I'm not advocating just throwing caution to the wind and hoping everything works out. But this culture of fear that drives people to nearly always take the safest path is not one that will lead people to happiness. My best friend took the opposite route as me. He drugged out for several years and recently joined the navy. Now he has learned some cool skills that can transfer to other jobs and, more importantly, he's gotten a huge build in self confidence. But with his personality he would have been miserable just taking some safe job somewhere and settling down. He needed to find something that inspired him and only then did he really turn his life around.


I do not think drugging out several years of your life is kind of adventure and risk taking I will encourage in my kids. Anyway, your friend was lucky he was not caught. Military does not welcome people with criminal with open arm. It significantly lowers your chances to get in. In effect, it significantly lowers your chances to get any job anywhere.

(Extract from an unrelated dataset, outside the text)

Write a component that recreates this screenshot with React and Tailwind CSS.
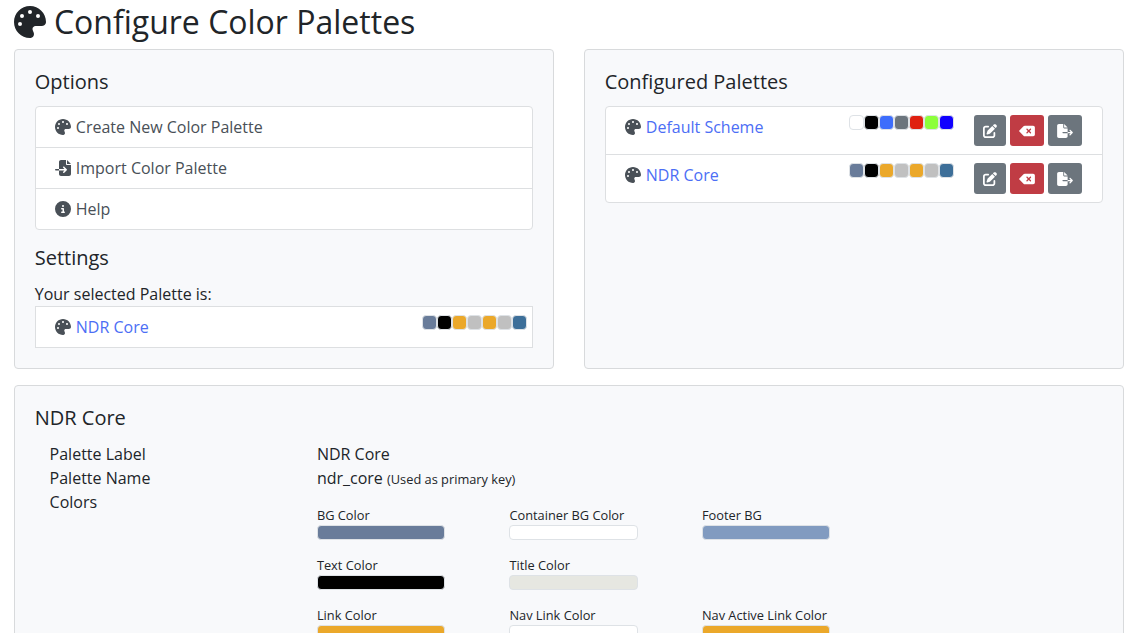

There is middle ground between and afraid of everything. And I agree that some people tend to be on paranoid side, especially when it comes to physical risks or anything that resembles terrorism.

However, decisions that make or break your earning and quality of life for next dozens years are not the best place to start with risking.


Interestingly, he did get caught. Severs times. I asked him just before he shipped off to his first deployment and he said "You know, that's one thing I've learned. The military really doesn't have their shit together. I just lied on all the forms when it asked about criminal background and when they asked about drugs."

Keep in mind, he's not planning in making a career out of it or becoming an officer or anything like that. But he did get his life turned around for the better, even though he didn't take the safe route early on.


My view is we need to built a culture of larger shared visions.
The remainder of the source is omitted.